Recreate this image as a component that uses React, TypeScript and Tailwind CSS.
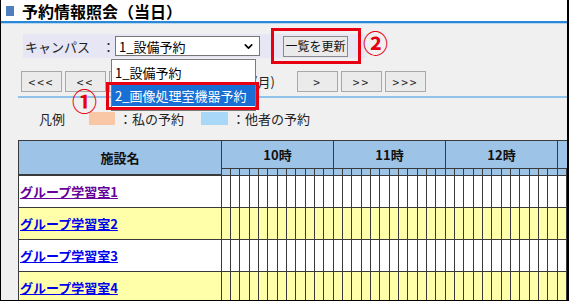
import React from "react";
import { ChevronDown } from "lucide-react";

const FONT = { fontFamily: '"Noto Sans CJK JP", "Noto Sans", sans-serif' };
const SUBW = [9, 9, 10, 9, 9, 10, 9, 9, 10, 9, 9, 10];
const HOURS = ["10時", "11時", "12時", ""];

function SubCells({ h, bg }: { h: string; bg: string }) {
  return (
    <div className="flex">
      {HOURS.map((hr, k) => (
        <div key={k} className="flex w-[112px] shrink-0">
          {SUBW.map((w, i) => (
            <div
              key={i}
              className={`${h} ${bg} shrink-0 border-r border-[#3a3a3a] ${w === 10 ? "w-[10px]" : "w-[9px]"}`}
            />
          ))}
        </div>
      ))}
    </div>
  );
}

function NavBtn({ label }: { label: string }) {
  return (
    <div className="flex h-[21px] w-[41px] shrink-0 items-center justify-center border border-[#a8a8a8] bg-[#ebebeb] text-[12px] leading-none tracking-[2px] text-[#222]">
      {label}
    </div>
  );
}

const ROOMS = [
  { name: "グループ学習室1", bg: "bg-white", color: "text-[#660099]" },
  { name: "グループ学習室2", bg: "bg-[#ffffaa]", color: "text-[#0000ee]" },
  { name: "グループ学習室3", bg: "bg-white", color: "text-[#0000ee]" },
  { name: "グループ学習室4", bg: "bg-[#ffffaa]", color: "text-[#0000ee]" },
];

export default function App() {
  return (
    <div className="h-[302px] w-[569px] bg-white" style={FONT}>
      <div className="relative h-[301px] w-[569px] overflow-hidden border-b border-l border-r-2 border-black bg-[#f0f0f0]">
        {/* title */}
        <div className="flex h-[21px] items-center bg-white pl-[5px]">
          <div className="h-[10px] w-[8px] bg-[#4f7fbf]" />
          <div className="ml-[8px] text-[16px] font-bold leading-none text-black">予約情報照会（当日）</div>
        </div>
        <div className="h-[2px] bg-[#2a88d6]" />
        <div className="h-[1px] bg-[#b7d6ef]" />

        {/* campus row */}
        <div className="ml-[22px] mt-[10px] flex h-[24px] w-[343px] items-center bg-[#e6e6f4]">
          <span className="ml-[2px] text-[13px] leading-none text-[#222]">キャンパス</span>
          <span className="ml-[12px] text-[13px] leading-none text-[#222]">：</span>
          <div className="flex h-[20px] w-[145px] items-center justify-between border border-[#767676] bg-white pl-[3px] pr-[4px]">
            <span className="text-[13px] leading-none text-black">1_設備予約</span>
            <ChevronDown size={13} strokeWidth={3} className="text-black" />
          </div>
          <div className="ml-[23px] flex h-[21px] w-[65px] items-center justify-center border border-[#8a8a8a] bg-[#eaeaea] text-[12px] leading-none text-[#111]">
            一覧を更新
          </div>
        </div>

        {/* nav row */}
        <div className="ml-[20px] mt-[13px] flex items-center">
          <NavBtn label="<<<" />
          <div className="ml-[3px]"><NavBtn label="<<" /></div>
          <div className="ml-[3px]"><NavBtn label="<" /></div>
          <span className="w-[125px] shrink-0 text-right text-[13px] leading-none text-[#222]">2024年4月1日(月)</span>
          <div className="ml-[22px]"><NavBtn label=">" /></div>
          <div className="ml-[3px]"><NavBtn label=">>" /></div>
          <div className="ml-[3px]"><NavBtn label=">>>" /></div>
        </div>
        <div className="ml-[17px] mt-[4px] h-[2px] bg-[#8fc3ea]" />

        {/* legend */}
        <div className="ml-[38px] mt-[14px] flex items-center text-[13px] leading-none text-[#222]">
          <span>凡例</span>
          <div className="ml-[24px] h-[13px] w-[26px] bg-[#f9c7a5]" />
          <span className="ml-[4px]">：私の予約</span>
          <div className="ml-[17px] h-[13px] w-[27px] bg-[#a9d7f7]" />
          <span className="ml-[4px]">：他者の予約</span>
        </div>

        {/* table */}
        <div className="ml-[17px] mt-[15px] w-[700px] border-l border-t border-[#3a3a3a]">
          <div className="flex">
            <div className="flex h-[35px] w-[203px] shrink-0 items-center justify-center border-b-2 border-r border-[#3a3a3a] bg-[#9dc3e6] text-[13px] font-bold text-[#111]">
              施設名
            </div>
            <div className="flex flex-col">
              <div className="flex">
                {HOURS.map((hr, k) => (
                  <div
                    key={k}
                    className="flex h-[28px] w-[112px] shrink-0 items-center justify-center border-b border-r border-[#3a3a3a] bg-[#9dc3e6] text-[13px] font-bold text-[#111]"
                  >
                    {hr}
                  </div>
                ))}
              </div>
              <div className="border-b border-[#3a3a3a]">
                <SubCells h="h-[6px]" bg="bg-[#9dc3e6]" />
              </div>
            </div>
          </div>
          {ROOMS.map((r) => (
            <div key={r.name} className="flex border-b border-[#3a3a3a]">
              <div className={`flex h-[31px] w-[203px] shrink-0 items-center border-r border-[#3a3a3a] pl-[1px] ${r.bg}`}>
                <span className={`text-[13px] font-bold underline ${r.color}`}>{r.name}</span>
              </div>
              <SubCells h="h-[31px]" bg={r.bg} />
            </div>
          ))}
        </div>

        {/* annotations */}
        <div className="absolute left-[110px] top-[59px] h-[52px] w-[145px] border border-[#7a7a7a] bg-white">
          <div className="flex h-[24px] items-center pl-[3px] text-[13px] leading-none text-black">1_設備予約</div>
          <div className="flex h-[22px] items-center bg-[#1a6fd4] pl-[3px] text-[13px] leading-none text-white">
            2_画像処理室機器予約
          </div>
        </div>
        <div className="absolute left-[105px] top-[82px] h-[28px] w-[153px] border-[3px] border-[#e60012]" />
        <div className="absolute left-[270px] top-[28px] h-[36px] w-[90px] border-[3px] border-[#e60012]" />
        <div className="absolute left-[362px] top-[30px] text-[25px] font-bold leading-none text-[#e60012]">②</div>
        <div className="absolute left-[71px] top-[88px] text-[25px] font-bold leading-none text-[#e60012]">①</div>
      </div>
    </div>
  );
}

§

→ Stated goal: The material above holds pictures; copy everything else in it exactly.

→ Correct result:
Recreate this image as a component that uses React, TypeScript and Tailwind CSS.
import React from "react";
import { ChevronDown } from "lucide-react";

const FONT = { fontFamily: '"Noto Sans CJK JP", "Noto Sans", sans-serif' };
const SUBW = [9, 9, 10, 9, 9, 10, 9, 9, 10, 9, 9, 10];
const HOURS = ["10時", "11時", "12時", ""];

function SubCells({ h, bg }: { h: string; bg: string }) {
  return (
    <div className="flex">
      {HOURS.map((hr, k) => (
        <div key={k} className="flex w-[112px] shrink-0">
          {SUBW.map((w, i) => (
            <div
              key={i}
              className={`${h} ${bg} shrink-0 border-r border-[#3a3a3a] ${w === 10 ? "w-[10px]" : "w-[9px]"}`}
            />
          ))}
        </div>
      ))}
    </div>
  );
}

function NavBtn({ label }: { label: string }) {
  return (
    <div className="flex h-[21px] w-[41px] shrink-0 items-center justify-center border border-[#a8a8a8] bg-[#ebebeb] text-[12px] leading-none tracking-[2px] text-[#222]">
      {label}
    </div>
  );
}

const ROOMS = [
  { name: "グループ学習室1", bg: "bg-white", color: "text-[#660099]" },
  { name: "グループ学習室2", bg: "bg-[#ffffaa]", color: "text-[#0000ee]" },
  { name: "グループ学習室3", bg: "bg-white", color: "text-[#0000ee]" },
  { name: "グループ学習室4", bg: "bg-[#ffffaa]", color: "text-[#0000ee]" },
];

export default function App() {
  return (
    <div className="h-[302px] w-[569px] bg-white" style={FONT}>
      <div className="relative h-[301px] w-[569px] overflow-hidden border-b border-l border-r-2 border-black bg-[#f0f0f0]">
        {/* title */}
        <div className="flex h-[21px] items-center bg-white pl-[5px]">
          <div className="h-[10px] w-[8px] bg-[#4f7fbf]" />
          <div className="ml-[8px] text-[16px] font-bold leading-none text-black">予約情報照会（当日）</div>
        </div>
        <div className="h-[2px] bg-[#2a88d6]" />
        <div className="h-[1px] bg-[#b7d6ef]" />

        {/* campus row */}
        <div className="ml-[22px] mt-[10px] flex h-[24px] w-[343px] items-center bg-[#e6e6f4]">
          <span className="ml-[2px] text-[13px] leading-none text-[#222]">キャンパス</span>
          <span className="ml-[12px] text-[13px] leading-none text-[#222]">：</span>
          <div className="flex h-[20px] w-[145px] items-center justify-between border border-[#767676] bg-white pl-[3px] pr-[4px]">
            <span className="text-[13px] leading-none text-black">1_設備予約</span>
            <ChevronDown size={13} strokeWidth={3} className="text-black" />
          </div>
          <div className="ml-[23px] flex h-[21px] w-[65px] items-center justify-center border border-[#8a8a8a] bg-[#eaeaea] text-[12px] leading-none text-[#111]">
            一覧を更新
          </div>
        </div>

        {/* nav row */}
        <div className="ml-[20px] mt-[13px] flex items-center">
          <NavBtn label="<<<" />
          <div className="ml-[3px]"><NavBtn label="<<" /></div>
          <div className="ml-[3px]"><NavBtn label="<" /></div>
          <span className="w-[125px] shrink-0 text-right text-[13px] leading-none text-[#222]">2024年4月1日(月)</span>
          <div className="ml-[22px]"><NavBtn label=">" /></div>
          <div className="ml-[3px]"><NavBtn label=">>" /></div>
          <div className="ml-[3px]"><NavBtn label=">>>" /></div>
        </div>
        <div className="ml-[17px] mt-[4px] h-[2px] bg-[#8fc3ea]" />

        {/* legend */}
        <div className="ml-[38px] mt-[14px] flex items-center text-[13px] leading-none text-[#222]">
          <span>凡例</span>
          <div className="ml-[24px] h-[13px] w-[26px] bg-[#f9c7a5]" />
          <span className="ml-[4px]">：私の予約</span>
          <div className="ml-[17px] h-[13px] w-[27px] bg-[#a9d7f7]" />
          <span className="ml-[4px]">：他者の予約</span>
        </div>

        {/* table */}
        <div className="ml-[17px] mt-[15px] w-[700px] border-l border-t border-[#3a3a3a]">
          <div className="flex">
            <div className="flex h-[35px] w-[203px] shrink-0 items-center justify-center border-b-2 border-r border-[#3a3a3a] bg-[#9dc3e6] text-[13px] font-bold text-[#111]">
              施設名
            </div>
            <div className="flex flex-col">
              <div className="flex">
                {HOURS.map((hr, k) => (
                  <div
                    key={k}
                    className="flex h-[28px] w-[112px] shrink-0 items-center justify-center border-b border-r border-[#3a3a3a] bg-[#9dc3e6] text-[13px] font-bold text-[#111]"
                  >
                    {hr}
                  </div>
                ))}
              </div>
              <div className="border-b border-[#3a3a3a]">
                <SubCells h="h-[6px]" bg="bg-[#9dc3e6]" />
              </div>
            </div>
          </div>
          {ROOMS.map((r) => (
            <div key={r.name} className="flex border-b border-[#3a3a3a]">
              <div className={`flex h-[31px] w-[203px] shrink-0 items-center border-r border-[#3a3a3a] pl-[1px] ${r.bg}`}>
                <span className={`text-[13px] font-bold underline ${r.color}`}>{r.name}</span>
              </div>
              <SubCells h="h-[31px]" bg={r.bg} />
            </div>
          ))}
        </div>

        {/* annotations */}
        <div className="absolute left-[110px] top-[59px] h-[52px] w-[145px] border border-[#7a7a7a] bg-white">
          <div className="flex h-[24px] items-center pl-[3px] text-[13px] leading-none text-black">1_設備予約</div>
          <div className="flex h-[22px] items-center bg-[#1a6fd4] pl-[3px] text-[13px] leading-none text-white">
            2_画像処理室機器予約
          </div>
        </div>
        <div className="absolute left-[105px] top-[82px] h-[28px] w-[153px] border-[3px] border-[#e60012]" />
        <div className="absolute left-[270px] top-[28px] h-[36px] w-[90px] border-[3px] border-[#e60012]" />
        <div className="absolute left-[362px] top-[30px] text-[25px] font-bold leading-none text-[#e60012]">②</div>
        <div className="absolute left-[71px] top-[88px] text-[25px] font-bold leading-none text-[#e60012]">①</div>
      </div>
    </div>
  );
}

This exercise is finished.